Nama "Ratu Baka" berasal dari legenda masyarakat
setempat. Ratu adalah ayah dari Loro Jonggrang, yang juga menjadi nama candi
utama pada kompleks Candi Prambanan. Kompleks bangunan ini dikaitkan dengan
legenda rakyat setempat Loro Jonggrang.
Situs Ratu Boko pertama kali dilaporkan oleh Van Boeckholzt
pada tahun 1790, yang menyatakan terdapat reruntuhan kepurbakalaan di atas
bukit Ratu Boko. Bukit ini sendiri merupakan cabang dari sistem Pegunungan
Sewu, yang membentang dari selatan Yogyakarta hingga daerah Tulungagung.
Seratus tahun kemudian baru dilakukan penelitian yang dipimpin oleh FDK Bosch,
yang dilaporkan dalam Keraton van Ratoe Boko. Dari sinilah disimpulkan bahwa
reruntuhan itu merupakan sisa-sisa keraton.
Prasasti Abhayagiri Wihara yang berangka tahun 792 M
merupakan bukti tertulis yang ditemukan di situs Ratu Baka. Dalam prasasti ini
menyebut seorang tokoh bernama Tejahpurnapane Panamkarana atau Rakai
Panangkaran (746-784 M), serta menyebut suatu kawasan wihara di atas bukit yang
dinamakan Abhyagiri Wihara ("wihara di bukit yang bebas dari
bahaya").

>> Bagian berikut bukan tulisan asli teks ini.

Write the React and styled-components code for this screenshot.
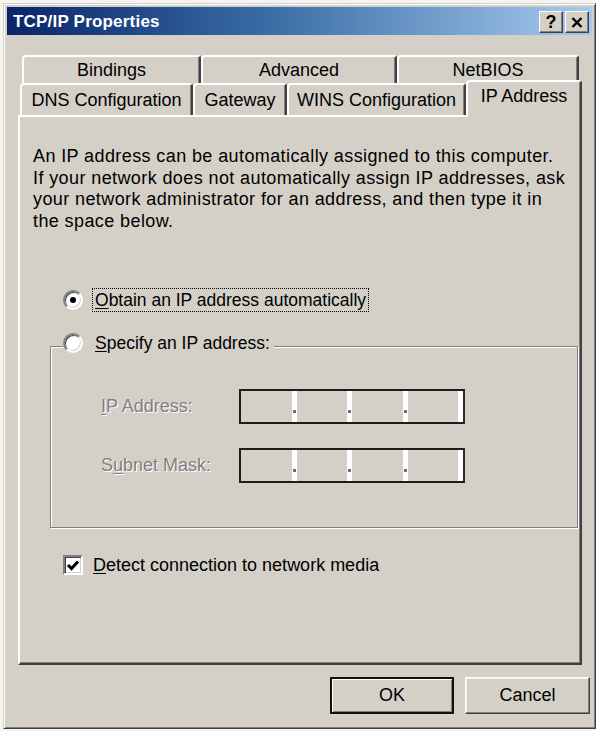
import React from "react";
import styled, { createGlobalStyle } from "styled-components";

const GlobalStyle = createGlobalStyle`
  html, body { margin: 0; padding: 0; background: #f4f4f2; }
  body { font-family: "Liberation Sans", Arial, sans-serif; }
  * { box-sizing: border-box; }
`;

const Window = styled.div`
  margin: 3px 0 0 3px;
  width: 593px;
  height: 726px;
  background: #d4d0c8;
  border: 1px solid;
  border-color: #d4d0c8 #404040 #404040 #d4d0c8;
  box-shadow: inset 1px 1px 0 #fff, inset -1px -1px 0 #808080;
  padding: 3px;
  display: flex;
  flex-direction: column;
  font-family: "Liberation Sans", Arial, sans-serif;
  font-size: 18px;
  color: #000;
`;

const TitleBar = styled.div`
  height: 28px;
  background: linear-gradient(to right, #0a246a 0%, #3a6ea5 45%, #a6caf0 100%);
  display: flex;
  align-items: center;
  padding: 2px 3px 0 6px;
`;

const Title = styled.div`
  flex: 1;
  color: #fff;
  font-weight: bold;
  font-size: 17px;
  letter-spacing: 0.2px;
`;

const CaptionButton = styled.div`
  width: 24px;
  height: 22px;
  margin-left: ${(p) => (p.$gap ? "2px" : "0")};
  background: #d4d0c8;
  border: 1px solid;
  border-color: #fff #404040 #404040 #fff;
  box-shadow: inset -1px -1px 0 #808080;
  display: flex;
  align-items: center;
  justify-content: center;
  font-weight: bold;
  font-size: 18px;
  line-height: 1;
  color: #000;
`;

const Body = styled.div`
  display: flex;
  flex-direction: column;
  padding-top: 20px;
`;

const TabRow = styled.div`
  display: flex;
  align-items: flex-end;
  height: ${(p) => p.$h}px;
  margin-left: ${(p) => p.$ml}px;
`;

const Tab = styled.div`
  width: ${(p) => p.$w}px;
  height: ${(p) => (p.$selected ? 37 : p.$h)}px;
  margin-bottom: ${(p) => (p.$selected ? "-2px" : "0")};
  position: ${(p) => (p.$selected ? "relative" : "static")};
  z-index: ${(p) => (p.$selected ? 2 : "auto")};
  background: #d4d0c8;
  border-left: 2px solid #fff;
  border-top: 2px solid #fff;
  border-right: 2px solid #404040;
  border-top-left-radius: 4px;
  border-top-right-radius: 3px;
  box-shadow: inset -1px 0 0 #808080;
  display: flex;
  align-items: center;
  justify-content: center;
  padding-bottom: ${(p) => (p.$selected ? "6px" : "0")};
  font-size: 18px;
  white-space: nowrap;
`;

const Panel = styled.div`
  margin-left: 11px;
  width: 564px;
  height: 550px;
  border: 2px solid;
  border-color: #fff #404040 #404040 #fff;
  box-shadow: inset -1px -1px 0 #808080;
  padding: 29px 0 0 13px;
  display: flex;
  flex-direction: column;
`;

const Intro = styled.p`
  margin: 0;
  font-size: 18px;
  letter-spacing: 0.4px;
  line-height: 21.5px;
  white-space: nowrap;
`;

const OptionRow = styled.div`
  display: flex;
  align-items: center;
  height: 24px;
  margin: 56px 0 0 30px;
`;

const RadioCircle = styled.span`
  width: 20px;
  height: 20px;
  flex: none;
  border-radius: 50%;
  background: #fff;
  border: 2px solid;
  border-color: #808080 #fff #fff #808080;
  box-shadow: inset 1px 1px 0 #404040, inset -1px -1px 0 #d4d0c8;
  display: flex;
  align-items: center;
  justify-content: center;
  &::after {
    content: "";
    width: 6px;
    height: 6px;
    border-radius: 50%;
    background: #000;
    display: ${(p) => (p.$checked ? "block" : "none")};
  }
`;

const OptionLabel = styled.span`
  margin-left: 9px;
  padding: 1px 2px;
  border: 1px dotted ${(p) => (p.$focus ? "#000" : "transparent")};
  font-size: 17.5px;
  line-height: 20px;
  white-space: nowrap;
`;

const Key = styled.span`
  text-decoration: underline;
  text-underline-offset: 2px;
`;

const Group = styled.fieldset`
  margin: 20px 2px 0 17px;
  padding: 29px 0 44px 0;
  border: 1px solid #808080;
  box-shadow: 1px 1px 0 #fff, inset 1px 1px 0 #fff;
  min-width: 0;
`;

const Legend = styled.legend`
  margin-left: 12px;
  padding: 0 1px 6px 0;
  background: #d4d0c8;
  display: flex;
  align-items: center;
  height: 28px;
`;

const FieldGrid = styled.div`
  display: grid;
  grid-template-columns: 138px 226px;
  row-gap: 24px;
  align-items: center;
  padding-left: 50px;
`;

const DisabledLabel = styled.span`
  color: #808080;
  text-shadow: 1px 1px 0 #fff;
  font-size: 18px;
  white-space: nowrap;
`;

const IpBox = styled.div`
  height: 35px;
  border: 2px solid #1c1c1c;
  border-right-color: #2a2a2a;
  display: flex;
  background: #d4d0c8;
`;

const Octet = styled.div`
  flex: 1;
`;

const Sep = styled.div`
  width: 5px;
  background: #fff;
  display: flex;
  align-items: flex-end;
  justify-content: center;
  padding-bottom: 9px;
`;

const Dot = styled.span`
  width: 3px;
  height: 3px;
  background: #6e6e6e;
`;

const CheckRow = styled.div`
  display: flex;
  align-items: center;
  height: 20px;
  margin: 27px 0 0 30px;
`;

const CheckBox = styled.span`
  width: 20px;
  height: 20px;
  flex: none;
  background: #fff;
  border: 2px solid;
  border-color: #808080 #fff #fff #808080;
  box-shadow: inset 1px 1px 0 #404040, inset -1px -1px 0 #d4d0c8;
  display: flex;
  align-items: center;
  justify-content: center;
`;

const CheckText = styled.span`
  margin-left: 10px;
  font-size: 18px;
  white-space: nowrap;
`;

const ButtonBar = styled.div`
  display: flex;
  justify-content: flex-end;
  gap: 11px;
  margin-top: 12px;
  padding-right: 2px;
`;

const PushButton = styled.div`
  width: ${(p) => p.$w}px;
  height: 37px;
  background: #d4d0c8;
  display: flex;
  align-items: center;
  justify-content: center;
  font-size: 18px;
  border: ${(p) => (p.$default ? "2px solid #111" : "1px solid")};
  border-color: ${(p) => (p.$default ? "#111" : "#fff #404040 #404040 #fff")};
  box-shadow: ${(p) =>
    p.$default
      ? "inset 1px 1px 0 #fff, inset -1px -1px 0 #808080"
      : "inset -1px -1px 0 #808080, inset 1px 1px 0 #f0f0f0"};
`;

const CloseGlyph = () => (
  <svg width="12" height="11" viewBox="0 0 12 11">
    <path d="M1.5 1 L10.5 10 M10.5 1 L1.5 10" stroke="#000" strokeWidth="2.4" />
  </svg>
);

const CheckGlyph = () => (
  <svg width="14" height="13" viewBox="0 0 14 13">
    <path d="M2 6 L5.5 9.5 L12 2.5" stroke="#000" strokeWidth="3" fill="none" />
  </svg>
);

const IpField = () => (
  <IpBox>
    {[0, 1, 2, 3].map((i) => (
      <React.Fragment key={i}>
        <Octet />
        <Sep>{i < 3 && <Dot />}</Sep>
      </React.Fragment>
    ))}
  </IpBox>
);

export default function App() {
  return (
    <>
      <GlobalStyle />
      <Window>
        <TitleBar>
          <Title>TCP/IP Properties</Title>
          <CaptionButton>?</CaptionButton>
          <CaptionButton $gap>
            <CloseGlyph />
          </CaptionButton>
        </TitleBar>
        <Body>
          <TabRow $h={28} $ml={15}>
            <Tab $w={179} $h={28}>Bindings</Tab>
            <Tab $w={196} $h={28}>Advanced</Tab>
            <Tab $w={182} $h={28}>NetBIOS</Tab>
          </TabRow>
          <TabRow $h={32} $ml={13}>
            <Tab $w={173} $h={32}>DNS Configuration</Tab>
            <Tab $w={94} $h={32}>Gateway</Tab>
            <Tab $w={179} $h={32}>WINS Configuration</Tab>
            <Tab $w={116} $selected>IP Address</Tab>
          </TabRow>
          <Panel>
            <Intro>
              An IP address can be automatically assigned to this computer.
              <br />
              If your network does not automatically assign IP addresses, ask
              <br />
              your network administrator for an address, and then type it in
              <br />
              the space below.
            </Intro>
            <OptionRow>
              <RadioCircle $checked />
              <OptionLabel $focus>
                <Key>O</Key>btain an IP address automatically
              </OptionLabel>
            </OptionRow>
            <Group>
              <Legend>
                <RadioCircle />
                <OptionLabel>
                  <Key>S</Key>pecify an IP address:
                </OptionLabel>
              </Legend>
              <FieldGrid>
                <DisabledLabel>
                  <Key>I</Key>P Address:
                </DisabledLabel>
                <IpField />
                <DisabledLabel>
                  S<Key>u</Key>bnet Mask:
                </DisabledLabel>
                <IpField />
              </FieldGrid>
            </Group>
            <CheckRow>
              <CheckBox>
                <CheckGlyph />
              </CheckBox>
              <CheckText>
                <Key>D</Key>etect connection to network media
              </CheckText>
            </CheckRow>
          </Panel>
          <ButtonBar>
            <PushButton $w={124} $default>OK</PushButton>
            <PushButton $w={125}>Cancel</PushButton>
          </ButtonBar>
        </Body>
      </Window>
    </>
  );
}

Rakai Panangkaran mengundurkan diri sebagai Raja karena
menginginkan ketenangan rohani dan memusatkan pikiran pada masalah keagamaan,
salah satunya dengan mendirikan wihara yang bernama Abhayagiri Wihara pada
tahun 792 M. Rakai Panangkaran menganut agama Buddha demikian juga bangunan
tersebut disebut Abhayagiri Wihara adalah berlatar belakang agama Buddha,
sebagai buktinya adalah adanya Arca Dyani Buddha. Namun ditemukan pula unsur–unsur
agama Hindu di situs Ratu Boko Seperti adanya Arca Durga, Ganesha dan Yoni.
33. Candi di dataran rendah.
Terdapat sangat banyak candi
di datarn rendah di wilayah Jawa Tengah. Antara lain :
a. Komplek Candi Prambanan.
b. Candi Plaosan
c. Candi Kalasan
d. Candi Sojiwan
e. Candi Merak, dll
Seperti itulah temuan dari
literatur di kantor Dinas Purbakala. Tentu saja masih sangat banyak yang belum
tercantum di literatur tersebut, karena perkembangan penemuan yang cukup pesat,
dan belum terupdate dengan segera.
Silahkan jika ada yang ingin menambahkan.